# DATA SEGMENT

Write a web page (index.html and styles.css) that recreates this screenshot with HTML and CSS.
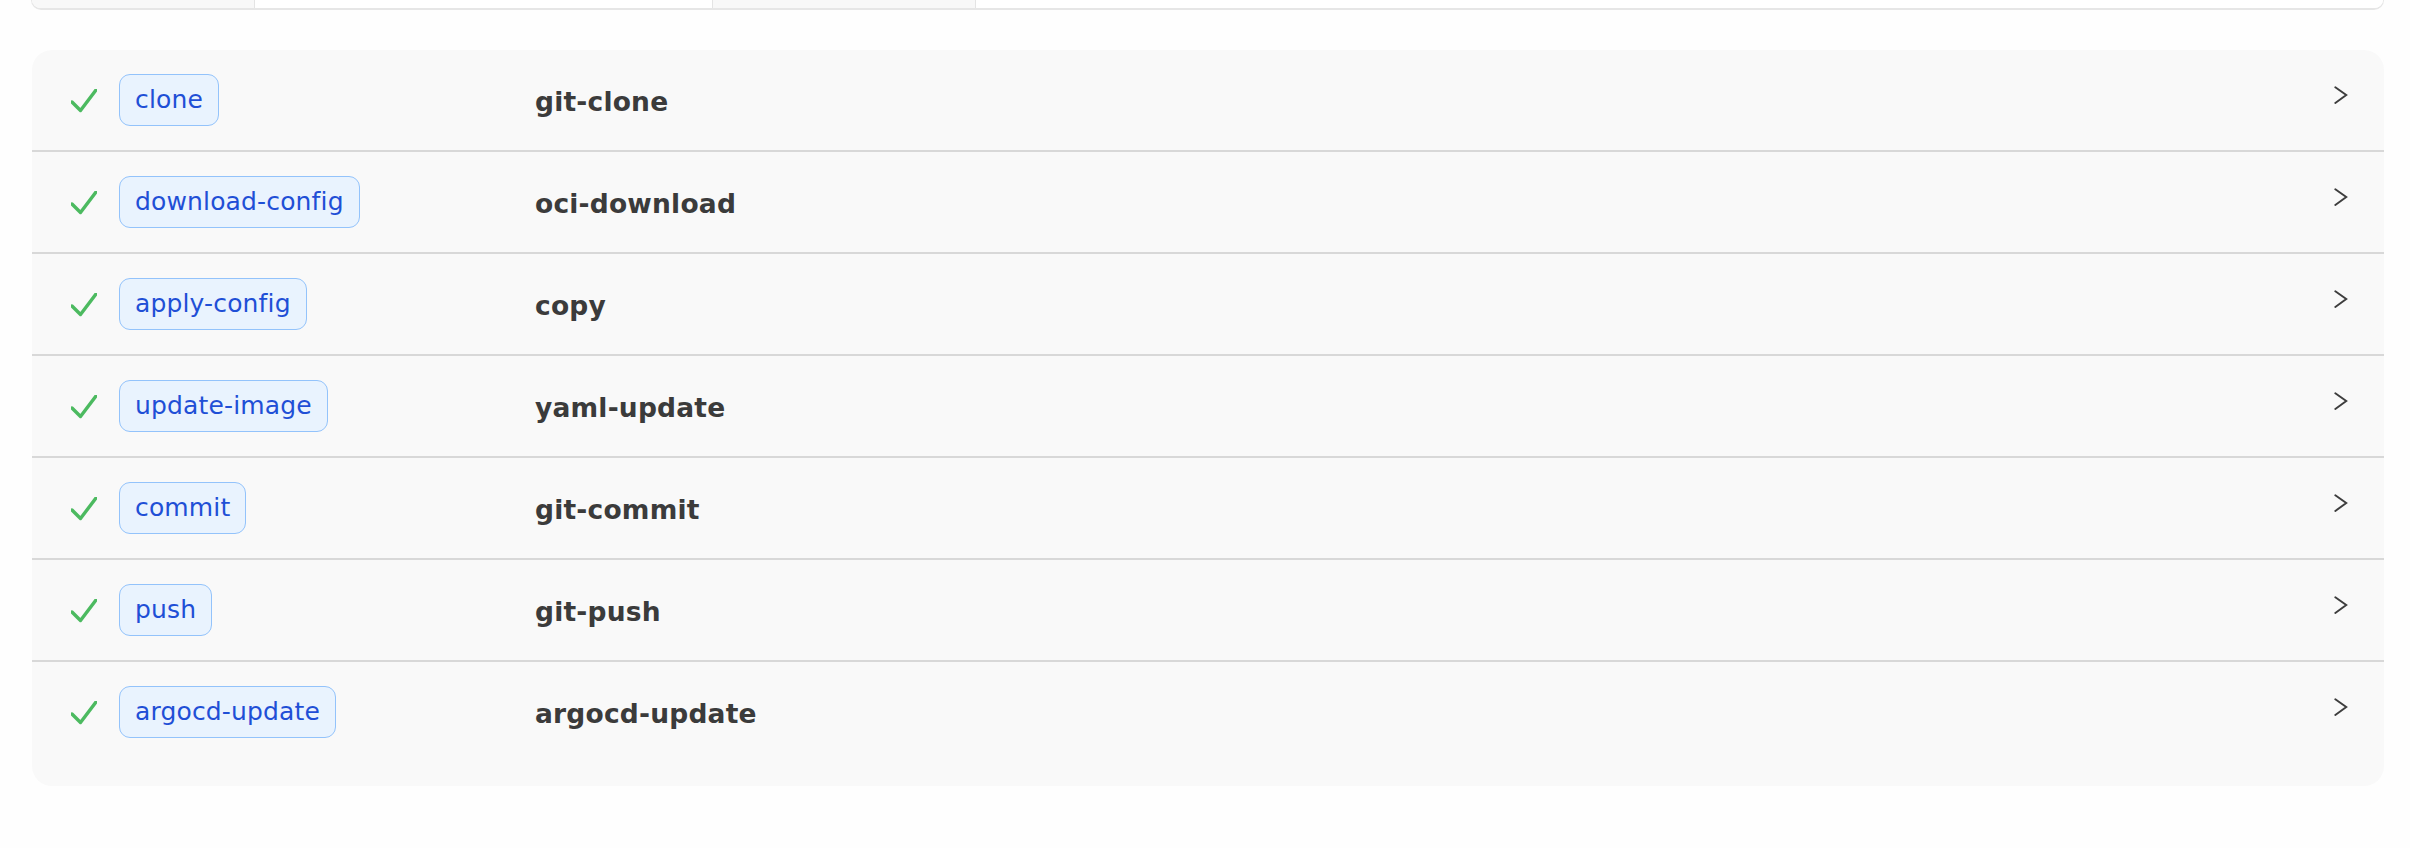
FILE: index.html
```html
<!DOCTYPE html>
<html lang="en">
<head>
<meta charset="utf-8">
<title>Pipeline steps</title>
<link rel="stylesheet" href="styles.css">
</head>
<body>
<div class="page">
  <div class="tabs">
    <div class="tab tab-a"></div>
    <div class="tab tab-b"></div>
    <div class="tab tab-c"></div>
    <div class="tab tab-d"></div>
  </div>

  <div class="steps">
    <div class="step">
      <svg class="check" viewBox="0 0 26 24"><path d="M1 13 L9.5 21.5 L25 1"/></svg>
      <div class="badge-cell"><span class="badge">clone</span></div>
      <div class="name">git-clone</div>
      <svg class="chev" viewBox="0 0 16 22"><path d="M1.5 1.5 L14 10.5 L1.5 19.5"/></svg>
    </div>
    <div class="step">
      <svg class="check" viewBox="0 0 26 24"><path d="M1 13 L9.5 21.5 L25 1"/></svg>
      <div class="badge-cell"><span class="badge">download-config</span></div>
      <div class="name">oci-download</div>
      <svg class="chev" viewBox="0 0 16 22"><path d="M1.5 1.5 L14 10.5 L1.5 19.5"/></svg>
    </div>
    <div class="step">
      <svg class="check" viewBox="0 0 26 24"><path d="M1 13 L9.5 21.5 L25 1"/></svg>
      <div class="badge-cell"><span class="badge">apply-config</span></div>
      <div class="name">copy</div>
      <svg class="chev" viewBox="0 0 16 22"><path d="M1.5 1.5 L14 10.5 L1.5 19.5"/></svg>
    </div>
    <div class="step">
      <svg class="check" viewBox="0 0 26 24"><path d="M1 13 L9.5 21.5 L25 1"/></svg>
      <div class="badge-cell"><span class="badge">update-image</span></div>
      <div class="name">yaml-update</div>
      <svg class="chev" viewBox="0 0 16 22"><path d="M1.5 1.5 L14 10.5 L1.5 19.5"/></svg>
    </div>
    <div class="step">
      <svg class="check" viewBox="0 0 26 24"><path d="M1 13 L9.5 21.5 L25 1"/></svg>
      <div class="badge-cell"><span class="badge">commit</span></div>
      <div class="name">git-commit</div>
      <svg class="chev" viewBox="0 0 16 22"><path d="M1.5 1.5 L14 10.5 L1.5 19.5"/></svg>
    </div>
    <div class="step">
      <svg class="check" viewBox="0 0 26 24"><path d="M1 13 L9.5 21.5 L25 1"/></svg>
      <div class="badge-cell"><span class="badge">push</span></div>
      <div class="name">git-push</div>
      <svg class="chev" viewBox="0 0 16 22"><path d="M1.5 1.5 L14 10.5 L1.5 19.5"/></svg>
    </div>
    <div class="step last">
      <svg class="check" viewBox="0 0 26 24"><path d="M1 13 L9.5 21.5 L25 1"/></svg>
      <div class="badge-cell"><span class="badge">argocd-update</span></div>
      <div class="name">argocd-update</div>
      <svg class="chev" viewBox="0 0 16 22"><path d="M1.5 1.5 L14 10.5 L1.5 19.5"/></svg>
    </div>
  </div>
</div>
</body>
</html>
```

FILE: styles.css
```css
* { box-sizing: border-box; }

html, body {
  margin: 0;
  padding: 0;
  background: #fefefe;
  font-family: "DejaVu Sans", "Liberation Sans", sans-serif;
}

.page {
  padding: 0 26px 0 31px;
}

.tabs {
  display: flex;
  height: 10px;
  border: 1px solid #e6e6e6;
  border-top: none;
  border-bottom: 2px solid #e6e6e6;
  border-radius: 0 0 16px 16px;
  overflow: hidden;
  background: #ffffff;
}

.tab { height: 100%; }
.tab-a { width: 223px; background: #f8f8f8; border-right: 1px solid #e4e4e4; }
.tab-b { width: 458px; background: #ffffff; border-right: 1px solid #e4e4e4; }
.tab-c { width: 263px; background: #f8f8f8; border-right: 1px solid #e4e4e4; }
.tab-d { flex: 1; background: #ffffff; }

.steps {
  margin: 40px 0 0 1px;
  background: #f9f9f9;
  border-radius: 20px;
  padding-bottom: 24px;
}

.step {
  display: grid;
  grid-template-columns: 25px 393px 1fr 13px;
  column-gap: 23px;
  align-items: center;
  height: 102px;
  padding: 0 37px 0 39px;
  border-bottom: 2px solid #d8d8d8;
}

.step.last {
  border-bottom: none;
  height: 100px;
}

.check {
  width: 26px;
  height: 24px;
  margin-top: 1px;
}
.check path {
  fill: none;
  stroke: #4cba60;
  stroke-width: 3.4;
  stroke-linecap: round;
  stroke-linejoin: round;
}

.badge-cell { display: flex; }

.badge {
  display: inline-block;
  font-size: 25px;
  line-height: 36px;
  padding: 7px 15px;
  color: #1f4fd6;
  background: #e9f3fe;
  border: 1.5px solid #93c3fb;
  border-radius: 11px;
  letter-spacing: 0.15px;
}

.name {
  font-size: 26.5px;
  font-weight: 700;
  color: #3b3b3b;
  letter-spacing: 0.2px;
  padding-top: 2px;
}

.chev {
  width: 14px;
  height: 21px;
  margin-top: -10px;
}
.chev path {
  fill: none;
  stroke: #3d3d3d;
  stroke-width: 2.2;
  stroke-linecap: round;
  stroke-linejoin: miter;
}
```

# GIVEN INSTRUCTION
All of the material above is to be copied exactly, except for its images.

# THE SOLUTION
Write a web page (index.html and styles.css) that recreates this screenshot with HTML and CSS.
FILE: index.html
```html
<!DOCTYPE html>
<html lang="en">
<head>
<meta charset="utf-8">
<title>Pipeline steps</title>
<link rel="stylesheet" href="styles.css">
</head>
<body>
<div class="page">
  <div class="tabs">
    <div class="tab tab-a"></div>
    <div class="tab tab-b"></div>
    <div class="tab tab-c"></div>
    <div class="tab tab-d"></div>
  </div>

  <div class="steps">
    <div class="step">
      <svg class="check" viewBox="0 0 26 24"><path d="M1 13 L9.5 21.5 L25 1"/></svg>
      <div class="badge-cell"><span class="badge">clone</span></div>
      <div class="name">git-clone</div>
      <svg class="chev" viewBox="0 0 16 22"><path d="M1.5 1.5 L14 10.5 L1.5 19.5"/></svg>
    </div>
    <div class="step">
      <svg class="check" viewBox="0 0 26 24"><path d="M1 13 L9.5 21.5 L25 1"/></svg>
      <div class="badge-cell"><span class="badge">download-config</span></div>
      <div class="name">oci-download</div>
      <svg class="chev" viewBox="0 0 16 22"><path d="M1.5 1.5 L14 10.5 L1.5 19.5"/></svg>
    </div>
    <div class="step">
      <svg class="check" viewBox="0 0 26 24"><path d="M1 13 L9.5 21.5 L25 1"/></svg>
      <div class="badge-cell"><span class="badge">apply-config</span></div>
      <div class="name">copy</div>
      <svg class="chev" viewBox="0 0 16 22"><path d="M1.5 1.5 L14 10.5 L1.5 19.5"/></svg>
    </div>
    <div class="step">
      <svg class="check" viewBox="0 0 26 24"><path d="M1 13 L9.5 21.5 L25 1"/></svg>
      <div class="badge-cell"><span class="badge">update-image</span></div>
      <div class="name">yaml-update</div>
      <svg class="chev" viewBox="0 0 16 22"><path d="M1.5 1.5 L14 10.5 L1.5 19.5"/></svg>
    </div>
    <div class="step">
      <svg class="check" viewBox="0 0 26 24"><path d="M1 13 L9.5 21.5 L25 1"/></svg>
      <div class="badge-cell"><span class="badge">commit</span></div>
      <div class="name">git-commit</div>
      <svg class="chev" viewBox="0 0 16 22"><path d="M1.5 1.5 L14 10.5 L1.5 19.5"/></svg>
    </div>
    <div class="step">
      <svg class="check" viewBox="0 0 26 24"><path d="M1 13 L9.5 21.5 L25 1"/></svg>
      <div class="badge-cell"><span class="badge">push</span></div>
      <div class="name">git-push</div>
      <svg class="chev" viewBox="0 0 16 22"><path d="M1.5 1.5 L14 10.5 L1.5 19.5"/></svg>
    </div>
    <div class="step last">
      <svg class="check" viewBox="0 0 26 24"><path d="M1 13 L9.5 21.5 L25 1"/></svg>
      <div class="badge-cell"><span class="badge">argocd-update</span></div>
      <div class="name">argocd-update</div>
      <svg class="chev" viewBox="0 0 16 22"><path d="M1.5 1.5 L14 10.5 L1.5 19.5"/></svg>
    </div>
  </div>
</div>
</body>
</html>
```

FILE: styles.css
```css
* { box-sizing: border-box; }

html, body {
  margin: 0;
  padding: 0;
  background: #fefefe;
  font-family: "DejaVu Sans", "Liberation Sans", sans-serif;
}

.page {
  padding: 0 26px 0 31px;
}

.tabs {
  display: flex;
  height: 10px;
  border: 1px solid #e6e6e6;
  border-top: none;
  border-bottom: 2px solid #e6e6e6;
  border-radius: 0 0 16px 16px;
  overflow: hidden;
  background: #ffffff;
}

.tab { height: 100%; }
.tab-a { width: 223px; background: #f8f8f8; border-right: 1px solid #e4e4e4; }
.tab-b { width: 458px; background: #ffffff; border-right: 1px solid #e4e4e4; }
.tab-c { width: 263px; background: #f8f8f8; border-right: 1px solid #e4e4e4; }
.tab-d { flex: 1; background: #ffffff; }

.steps {
  margin: 40px 0 0 1px;
  background: #f9f9f9;
  border-radius: 20px;
  padding-bottom: 24px;
}

.step {
  display: grid;
  grid-template-columns: 25px 393px 1fr 13px;
  column-gap: 23px;
  align-items: center;
  height: 102px;
  padding: 0 37px 0 39px;
  border-bottom: 2px solid #d8d8d8;
}

.step.last {
  border-bottom: none;
  height: 100px;
}

.check {
  width: 26px;
  height: 24px;
  margin-top: 1px;
}
.check path {
  fill: none;
  stroke: #4cba60;
  stroke-width: 3.4;
  stroke-linecap: round;
  stroke-linejoin: round;
}

.badge-cell { display: flex; }

.badge {
  display: inline-block;
  font-size: 25px;
  line-height: 36px;
  padding: 7px 15px;
  color: #1f4fd6;
  background: #e9f3fe;
  border: 1.5px solid #93c3fb;
  border-radius: 11px;
  letter-spacing: 0.15px;
}

.name {
  font-size: 26.5px;
  font-weight: 700;
  color: #3b3b3b;
  letter-spacing: 0.2px;
  padding-top: 2px;
}

.chev {
  width: 14px;
  height: 21px;
  margin-top: -10px;
}
.chev path {
  fill: none;
  stroke: #3d3d3d;
  stroke-width: 2.2;
  stroke-linecap: round;
  stroke-linejoin: miter;
}
```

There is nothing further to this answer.